I'm so sick of this "good guy approach". It didn't give us progress, it gave us those like Watt and Intel, highly celebrated bullshiters who stopped being relevant as soon as their IP deadlock expired.

I suppose the only solution is undeground science. Do enough progress in silence, dont disseminare the results, unless the superiority becomes so obvious that an armed resistance becomes unthinkable.

toast0|19 days ago

Spending tens of billions every thirty years is pretty sustainable actually.

"Fundamental Research" may or may not pan out, but the things that happen along the way are often valuable... I don't think there's any practical applications related to generating Higgs Bosons, but it's interesting (at least for particle physicists) and there's a bunch of practical stuff you have to figure out to confirm them.

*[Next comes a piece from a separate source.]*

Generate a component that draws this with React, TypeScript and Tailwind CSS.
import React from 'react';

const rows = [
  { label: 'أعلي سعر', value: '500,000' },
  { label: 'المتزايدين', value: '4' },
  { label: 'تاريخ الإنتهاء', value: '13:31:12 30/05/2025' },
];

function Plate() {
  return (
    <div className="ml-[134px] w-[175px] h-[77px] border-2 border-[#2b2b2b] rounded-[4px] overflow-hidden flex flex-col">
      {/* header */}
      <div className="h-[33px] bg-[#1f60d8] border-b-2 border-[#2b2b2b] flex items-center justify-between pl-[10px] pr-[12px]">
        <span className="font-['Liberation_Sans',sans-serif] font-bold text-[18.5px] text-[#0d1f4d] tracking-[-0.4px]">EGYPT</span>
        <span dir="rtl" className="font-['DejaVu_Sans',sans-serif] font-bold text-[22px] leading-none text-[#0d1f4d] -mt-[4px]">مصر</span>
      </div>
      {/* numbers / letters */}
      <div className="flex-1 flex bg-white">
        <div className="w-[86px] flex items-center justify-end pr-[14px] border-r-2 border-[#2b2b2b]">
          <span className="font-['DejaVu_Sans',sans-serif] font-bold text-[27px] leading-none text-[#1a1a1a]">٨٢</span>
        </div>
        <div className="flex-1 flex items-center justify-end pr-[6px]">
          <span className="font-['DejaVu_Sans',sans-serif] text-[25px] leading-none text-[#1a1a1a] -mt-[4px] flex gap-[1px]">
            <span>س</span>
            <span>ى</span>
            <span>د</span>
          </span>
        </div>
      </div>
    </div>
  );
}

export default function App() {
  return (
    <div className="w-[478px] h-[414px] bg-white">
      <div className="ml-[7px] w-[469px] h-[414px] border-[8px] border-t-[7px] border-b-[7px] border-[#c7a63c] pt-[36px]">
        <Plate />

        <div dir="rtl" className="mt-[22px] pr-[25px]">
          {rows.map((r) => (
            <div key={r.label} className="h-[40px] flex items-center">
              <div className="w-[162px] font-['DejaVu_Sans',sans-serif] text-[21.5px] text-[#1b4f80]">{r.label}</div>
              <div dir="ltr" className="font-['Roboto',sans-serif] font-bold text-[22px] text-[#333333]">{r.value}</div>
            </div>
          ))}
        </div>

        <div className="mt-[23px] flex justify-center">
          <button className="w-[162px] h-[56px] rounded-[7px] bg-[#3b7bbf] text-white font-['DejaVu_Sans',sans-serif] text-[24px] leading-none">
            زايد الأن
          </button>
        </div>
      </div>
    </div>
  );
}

That practical work can often generate or motivate industrial progress that's generally useful. For example, LHC generates tons of data and advances the state of the art in data processing, transmission, and storage; that's useful even if you don't care about the particle work.

ajam1507|19 days ago

You could say the same thing about the world wars or porn. Any human pursuit taken to an extreme can produce knock-on effects, that isn't an argument in a vacuum to continue to fund any one area.

snowwrestler|19 days ago

In the scope of international cooperation, tens of billions of dollars is not very much money. For context, the U.S. economy generates $10 billion every ~3 hours. One private company, Google, spends $10 billion in about 2 weeks.

So look at it this way. Let’s take a bunch of the smartest people alive, train them for decades, give them a month of Google money, and they’ll spend 30 years advancing engineering to probe the very fabric of reality. And everything they learn will be shared with the rest of humanity for free.

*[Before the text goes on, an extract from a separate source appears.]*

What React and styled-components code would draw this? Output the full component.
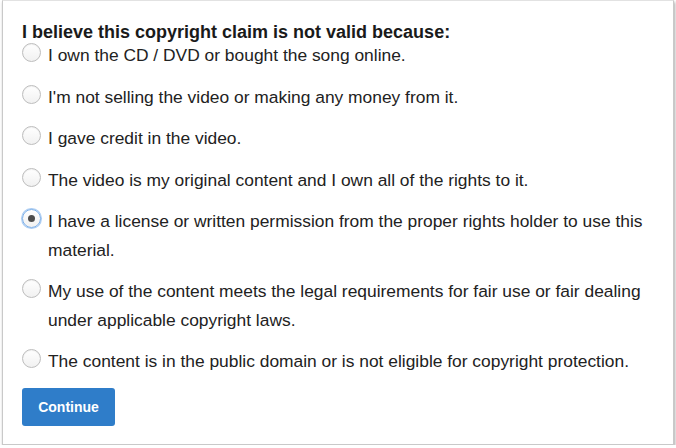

Sounds like a pretty good deal to me.

WarmWash|19 days ago

Takes like this are an optical illusion meant to create the idea that there is an insane amount of money freely floating around that is just being hoarded.

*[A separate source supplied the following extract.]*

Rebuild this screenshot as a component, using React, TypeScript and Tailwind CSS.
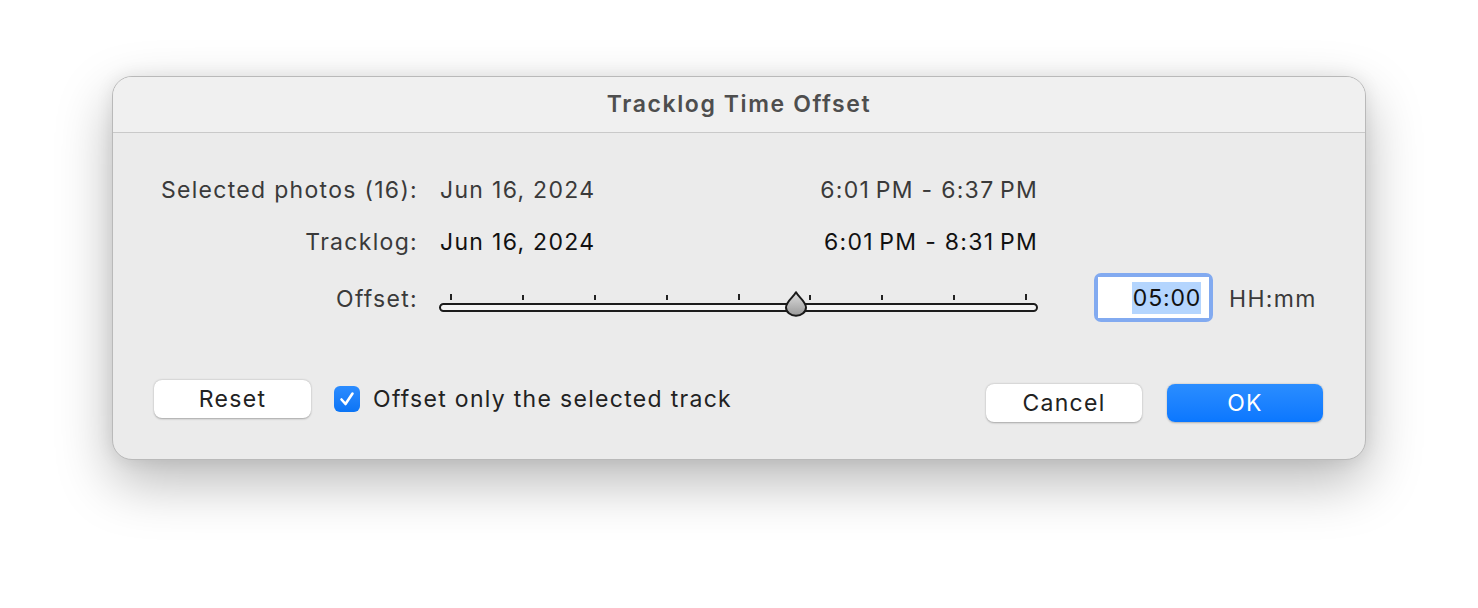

But just like that money is generated, it's also all spent.

So the actual hard part is deciding what not to spend money on so we can build some crazy physics machines with a blurry ROI instead.

aleph_minus_one|19 days ago

> Let’s take a bunch of the smartest people alive, train them for decades, give them a month of Google money

Unpopular opinion: Google makes an insane amount of money, so they can afford this salary. The CERN (or whatever your favourite research institute is), on the other hand, is no money-printing machine.

Uehreka|19 days ago

There are people in this thread saying tens of billions isn't that much in the long term (I'd agree) but there's a bigger point that comes into play whatever the price: The universe doesn't care if exploring it is expensive. You can't make a "that's not sustainable" argument to the universe and have it meet you half way. And that's who you're arguing against: not the scientists, the universe. The scientists don't decide how expensive future discoveries will be.

raverbashing|19 days ago

The next machine is not necessarily a longer LHC

There are talks of a Muon collider, also there's a spallation source being built in Sweden(?) and also of an electron 'Higgs factory' (and while the LHC was built for the Higgs boson it is not a great source for it - it is built as a generic tool that could produce and see the Higgs)

ForgotIdAgain|19 days ago

I think that engineering progress made while building those machines are maybe more relevant for practical technical development than the discovery they make.

api|19 days ago

Better superconductors here. Would you like a $20 MRI down at your local drug store to detect cancer at early stage 1?